Pek çok muhalif köşe yazarı Gökçek’in Gezi, 17-25 Aralık, 15 Temmuz süreçlerinde Erdoğan’a verdiği destek sayesinde iyice zıvanadan çıkan bu üslubunun (bkz. twitter’dan kendisini eleştirenleri isimleri, okulları, araç plakları vs ile ifşa etmesi) artık AKP’nin yeni yüzü, yeni dili olduğunu yazmaya başlamıştı. “İyice köşeye sıkışmış Erdoğan” bu kuşatmayı yarmak için Gökçek’ten, onun Beyaz TV’sinden medet ummaktaydı. Erdoğan kendisine dair büyük bir doğruluk iddiasıyla yapılan bir ithamı daha bertaraf ederek Gökçek’i görevden aldı. (Topbaş’ı da.)

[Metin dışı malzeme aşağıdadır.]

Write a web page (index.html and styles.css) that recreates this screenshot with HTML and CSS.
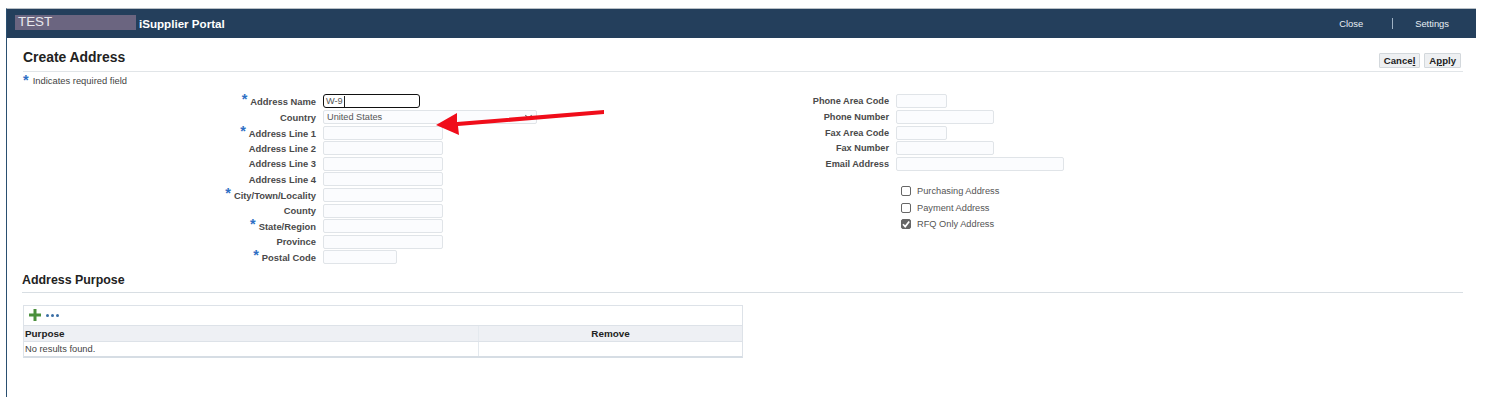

Şimdi 23 yıllık Melih Gökçek döneminden geriye üst geçitler, saat kuleleri, kapılar, dinozorlar, ışık sistemiyle Maltepe pavyonlarını andıran sokaklar, kısa bir yağmur sonrası tıkanan yollar, taşan altyapı sistemi kaldı. Cumhuriyet projesine alternatif bir şehir kimliği yaratma mücadelesinde sunduğu alternatifler kasabalı bir idarecinin hayal dünyasından öteye gidemedi.  Tek kazanımı şehrin amblemi olabilir ki en son Ankara kedisiydi sanırım. Gökçek’ten geriye ne kalacak dersek, TC vatandaşlığına geçirip ismini verdiği futbolcu Gökçek Vederson'un yanında kötülüğün sıradanlaşmasına, pişkinliğe, vasatlığa, bel altından vuruşlara, meclislerde bıyık altından (Mustafa Kemal-İsmet İnönü ile, Kürtlerle, Alevilerle, eşcinsellerle, eşlerini baltayla doğramış sapkın Batılı münevverlerle vd alakalı) yapılan konuşmaların fütursuzca sokağa, kitaplara, ekranlara taşınmasına yaptığı eşsiz katkı olacak derim. Bunun izleriyse daha uzun süre görülecek hatta hiç kaybolmayacak katlanarak büyüyecek.

Tıp dünyası ismini habis bir ura vererek onu yaşatabilir.